According to an exclusive SurveyUSA poll of 500 Utahns 73% of those polled say details about alleged bribes to IOC members has had no effect on their opinion about the Olympic Games overall. A quarter of those polled say it has had a negative effect.
A solid majority, 59%, thought the Games were fairly awarded to Salt Lake and still do. But 25% say they originally thought the Games were awarded fairly and now they don't. And a solid majority believe a full disclosure of what methods were used to influence the IOC and who participated is necessary, while a third say it's unnecessary.
All along the Olympic trial promised to be an eye-opening but messy affair and that's exactly what's transpired in the courtroom. Both Justice Department prosecutors and the Welch and Johnson defense team are working hard the make sure jurors understand certain key points about the case.
The Olympic bid trial of Tom Welch and Dave Johnson is shaping up as a classic courtroom drama, each side making compelling arguments.
The prosecution maintains Salt Lake won the Games by buying the Games, supplying willing IOC members with more than a million dollars in gifts.
Their case is based on what they see as concrete evidence: a paper trail of thousands of checks, letters and other documents detailing allegedly shady transactions, examples of concealment--what they say were efforts by Welch and Johnson to hide alleged bribes using bogus jobs, companies and consulting contracts and creative accounting.
All of that supported by the testimony of Olympic insiders like Welch's secretary Stephanie Pate and Finance Director Rod Hamson.
But the defense team is counterpunching with a barrage of critical responses. Using the government's own documents and witnesses against them, the defense says the record shows actions the government says were hidden were actually right there in the books and clear to see.
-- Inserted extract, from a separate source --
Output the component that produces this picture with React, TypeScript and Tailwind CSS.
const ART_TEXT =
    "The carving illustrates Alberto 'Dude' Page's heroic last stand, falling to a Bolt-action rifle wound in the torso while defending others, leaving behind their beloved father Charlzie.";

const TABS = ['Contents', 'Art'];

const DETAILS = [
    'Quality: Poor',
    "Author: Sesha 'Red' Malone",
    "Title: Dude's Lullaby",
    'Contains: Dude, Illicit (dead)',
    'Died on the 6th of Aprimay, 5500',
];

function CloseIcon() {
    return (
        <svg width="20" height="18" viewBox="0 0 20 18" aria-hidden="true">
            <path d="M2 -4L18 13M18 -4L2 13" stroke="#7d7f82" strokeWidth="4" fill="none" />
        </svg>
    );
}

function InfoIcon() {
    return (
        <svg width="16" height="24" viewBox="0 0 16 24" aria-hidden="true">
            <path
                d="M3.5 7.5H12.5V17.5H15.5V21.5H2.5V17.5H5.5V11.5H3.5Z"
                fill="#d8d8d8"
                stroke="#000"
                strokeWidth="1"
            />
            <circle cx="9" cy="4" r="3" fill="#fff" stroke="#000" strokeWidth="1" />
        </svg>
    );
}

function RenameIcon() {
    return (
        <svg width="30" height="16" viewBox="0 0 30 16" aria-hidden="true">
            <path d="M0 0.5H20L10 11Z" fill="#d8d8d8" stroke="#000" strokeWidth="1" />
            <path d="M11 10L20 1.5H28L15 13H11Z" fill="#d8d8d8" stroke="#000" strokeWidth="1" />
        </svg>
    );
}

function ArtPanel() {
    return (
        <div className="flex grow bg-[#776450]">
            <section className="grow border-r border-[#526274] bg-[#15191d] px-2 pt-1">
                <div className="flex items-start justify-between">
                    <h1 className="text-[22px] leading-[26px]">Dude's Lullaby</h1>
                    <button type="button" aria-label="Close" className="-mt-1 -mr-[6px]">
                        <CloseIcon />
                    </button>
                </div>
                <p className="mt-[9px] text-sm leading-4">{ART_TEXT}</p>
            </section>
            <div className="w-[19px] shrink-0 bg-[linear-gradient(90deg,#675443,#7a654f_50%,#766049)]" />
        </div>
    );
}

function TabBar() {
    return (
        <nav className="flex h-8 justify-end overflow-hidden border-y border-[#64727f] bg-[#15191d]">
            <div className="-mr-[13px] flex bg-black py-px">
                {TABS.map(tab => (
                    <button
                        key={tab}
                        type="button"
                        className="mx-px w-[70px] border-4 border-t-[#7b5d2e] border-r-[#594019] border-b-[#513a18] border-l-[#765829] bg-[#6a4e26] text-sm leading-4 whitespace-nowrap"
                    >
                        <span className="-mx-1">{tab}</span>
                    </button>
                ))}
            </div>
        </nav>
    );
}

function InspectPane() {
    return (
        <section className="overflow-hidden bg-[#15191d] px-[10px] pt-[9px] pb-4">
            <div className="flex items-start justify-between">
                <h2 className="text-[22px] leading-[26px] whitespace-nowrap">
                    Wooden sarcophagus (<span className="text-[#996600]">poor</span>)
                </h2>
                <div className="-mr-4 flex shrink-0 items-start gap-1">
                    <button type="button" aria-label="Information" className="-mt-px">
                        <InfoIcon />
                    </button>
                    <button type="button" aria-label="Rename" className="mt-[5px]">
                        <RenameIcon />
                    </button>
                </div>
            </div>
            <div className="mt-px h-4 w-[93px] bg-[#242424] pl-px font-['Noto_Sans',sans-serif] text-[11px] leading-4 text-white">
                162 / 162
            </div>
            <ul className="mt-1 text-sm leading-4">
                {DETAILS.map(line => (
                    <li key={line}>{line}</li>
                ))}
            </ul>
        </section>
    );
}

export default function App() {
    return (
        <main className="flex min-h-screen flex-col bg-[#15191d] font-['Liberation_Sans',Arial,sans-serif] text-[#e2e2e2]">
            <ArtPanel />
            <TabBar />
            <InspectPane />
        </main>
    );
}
Also that Olympic figures like the USOC's Alfredo LaMont and many IOC members were personally profiting from the campaign, but they aren't now on trial; that other cities, including Nagano and Atlanta, played the same game, but never paid a price; that it was an all-out community effort with leaders like-Frank Joklik, Spence Eccles, David Simmons, Dee Dee Corridini and Orrin Hatch all helping, personally overseeing the bid or assisting an IOC member or their relative.
What's more, the defense says over-zealous prosecutors pressured witnesses to support a weak case.
Tom Welch, Former SLOC President: "They took people who had problems. They took people who were afraid and basically told them what to say."